I recently received some fresh artichoke from my friends garden and I wanted to show you how to make different dishes with them. Artichokes are not normally available in Japan so I was really excited to receive some! The traditional way to eat artichokes is usually with some remoulade sauce, but for this recipe I wanted to introduce a spinach dip that is just as delicious as remoulade and that can be accompanied with various other vegetables!
My uncle always used to make this dip for family gatherings. It would always be served inside a loaf of hard-crusted bread where you could dip different pieces of bread and vegetables inside of it. It goes well with carrots, cucumber, raw cauliflower or broccoli, cherry tomatoes, and so on. It’s been a family favourite for a number of years so I’m happy to share the recipe with you! I love this dip because it’s so easy to make and it’s pretty low-calorie and low-carb! This recipe makes uses four artichokes, but I usually like to carve one and take the fuzzy centre out and pour the spinach dip inside! It makes it into a nice serving bowl and you can dip the veggies and the artichoke leaves inside it.
Artichokes are really easy to prepare. The easiest way is to steam them or boil them. I have a Japanese microwave oven where I can steam them inside. I’ll set it to 5 minutes for example and it’ll spray water inside the oven while microwaving them. This way it steams them just like a normal steamer! Obviously no one outside Japan has a Japanese microwave oven so you can just add the artichokes over a plate and cover them with either saran wrap or a plastic bag. Microwave for 5-6 minutes per artichoke and they will be ready! The steam that gets emitted stays in under the plastic and this cooks them perfectly! You can also steam them over a stove top in some water, but that usually requires more dishes and takes more time!

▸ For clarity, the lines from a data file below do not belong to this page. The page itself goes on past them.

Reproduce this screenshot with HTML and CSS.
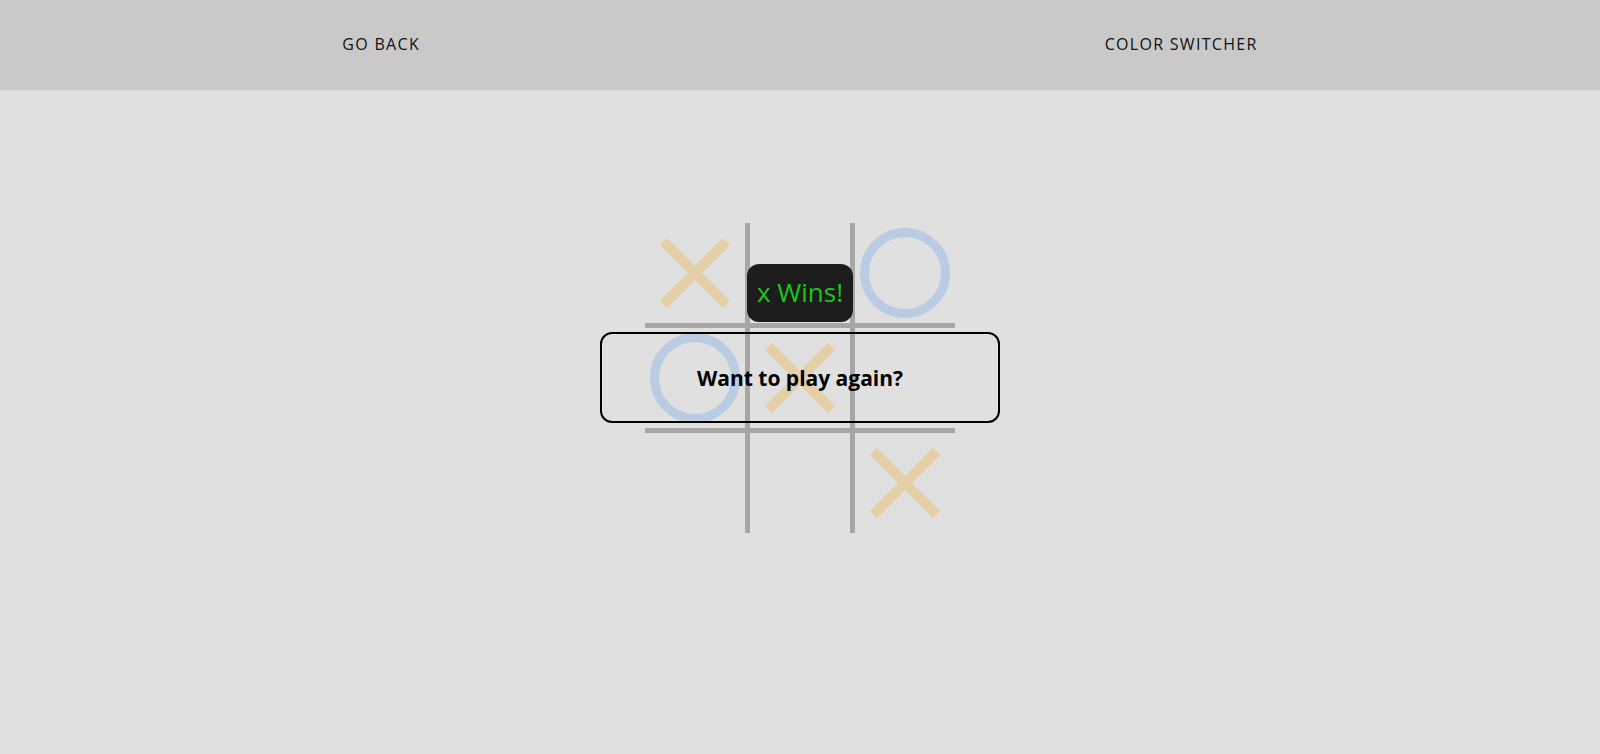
FILE: index.html
```html
<!DOCTYPE html>
<html lang="en">
<head>
<meta charset="utf-8">
<title>Tic Tac Toe</title>
<link rel="stylesheet" href="styles.css">
</head>
<body>
<header class="topbar">
  <a class="nav-link" href="#">GO BACK</a>
  <a class="nav-link" href="#">COLOR SWITCHER</a>
</header>
<main class="main">
  <div class="game">
    <div class="board">
      <div class="cell"><svg class="mark-x" viewBox="0 0 70 70"><path d="M3.5 3.5 L66.5 66.5 M66.5 3.5 L3.5 66.5"/></svg></div>
      <div class="cell"></div>
      <div class="cell"><span class="mark-o"></span></div>
      <div class="cell"><span class="mark-o"></span></div>
      <div class="cell"><svg class="mark-x" viewBox="0 0 70 70"><path d="M3.5 3.5 L66.5 66.5 M66.5 3.5 L3.5 66.5"/></svg></div>
      <div class="cell"></div>
      <div class="cell"></div>
      <div class="cell"></div>
      <div class="cell"><svg class="mark-x" viewBox="0 0 70 70"><path d="M3.5 3.5 L66.5 66.5 M66.5 3.5 L3.5 66.5"/></svg></div>
    </div>
    <div class="result">x Wins!</div>
    <button class="again">Want to play again?</button>
  </div>
</main>
</body>
</html>
```
FILE: styles.css
```css
* { box-sizing: border-box; }
html, body { margin: 0; padding: 0; }
body {
  background: #e0e0e0;
  font-family: "Open Sans", "Liberation Sans", sans-serif;
  color: #000;
  height: 754px;
  overflow: hidden;
}
.topbar {
  height: 90px;
  background: #c9c9c9;
  display: flex;
  justify-content: space-around;
  align-items: center;
}
.nav-link {
  color: #111;
  text-decoration: none;
  font-size: 16px;
  line-height: 20px;
  letter-spacing: 1.3px;
  font-weight: 400;
  padding-bottom: 3px;
}
.main {
  display: flex;
  justify-content: center;
  padding-top: 133px;
}
.game {
  position: relative;
  width: 310px;
  height: 310px;
}
.board {
  display: grid;
  grid-template-columns: repeat(3, 100px);
  grid-template-rows: repeat(3, 100px);
  gap: 5px;
  background: #a6a6a6;
  width: 310px;
  height: 310px;
}
.cell {
  background: #e0e0e0;
  display: flex;
  align-items: center;
  justify-content: center;
}
.mark-x {
  width: 70px;
  height: 70px;
}
.mark-x path {
  stroke: #e4cfa6;
  stroke-width: 10;
  fill: none;
}
.mark-o {
  width: 90px;
  height: 90px;
  border-radius: 50%;
  border: 9px solid #b9cce4;
}
.result {
  position: absolute;
  left: 102px;
  top: 41px;
  width: 106px;
  height: 58px;
  background: #1c1c1c;
  border-radius: 12px;
  color: #19c819;
  font-size: 26px;
  line-height: 30px;
  padding-bottom: 3px;
  display: flex;
  align-items: center;
  justify-content: center;
}
.again {
  position: absolute;
  left: -45px;
  top: 109px;
  width: 400px;
  height: 91px;
  background: transparent;
  border: 2px solid #000;
  border-radius: 12px;
  font-family: inherit;
  font-size: 21px;
  font-weight: 700;
  color: #000;
  cursor: pointer;
}
```
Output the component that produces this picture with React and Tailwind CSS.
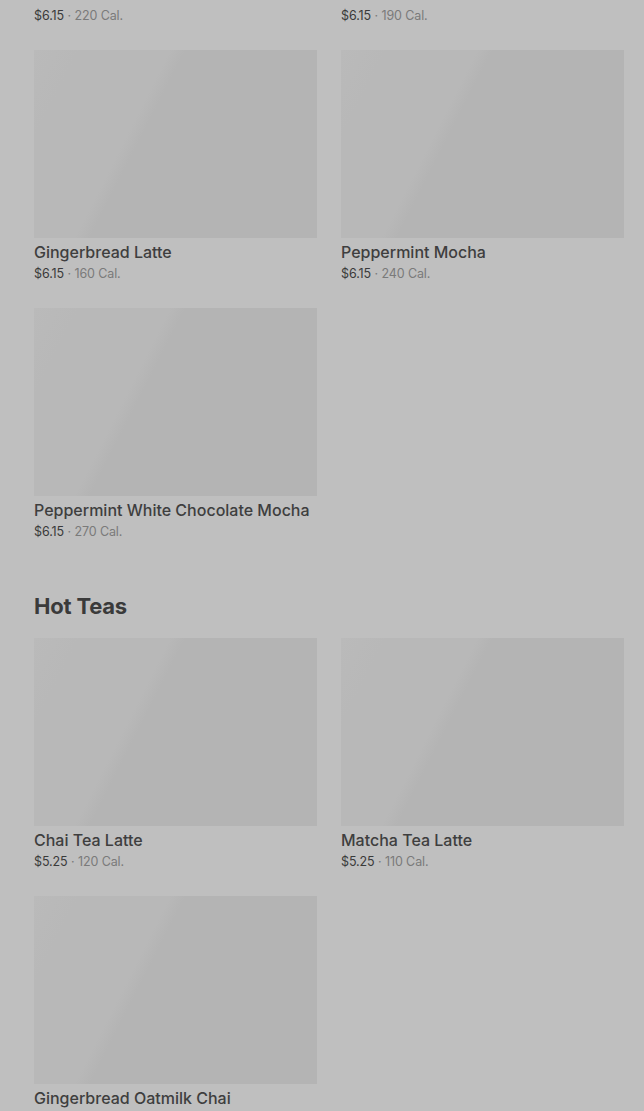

Spinach Dip for Artichokes & Vegetables
- 4 artichokes
- 1 large carrot
- 1 large cucumber
- Add all of the spinach dip ingredients to a food processor and blend until smooth and all incorporated.
- Trim the tops and ends of leaves from the artichokes. Peel the carrot and cucumber (if you wish). Slice the carrots and cucumber into bite-size sticks.
- Place the artichokes on a plate and cover with either saran wrap or a plastic bag. Microwave for 5-15 minutes until a fork can pierce through the artichokes.
- Serve the artichokes and stick vegetables with the spinach dip.
- You can carve the middle of the artichokes by pulling the inside leaves and craving the fuzzy pieces out. Pour the spinach dip inside the artichoke hole for a nice presentation idea!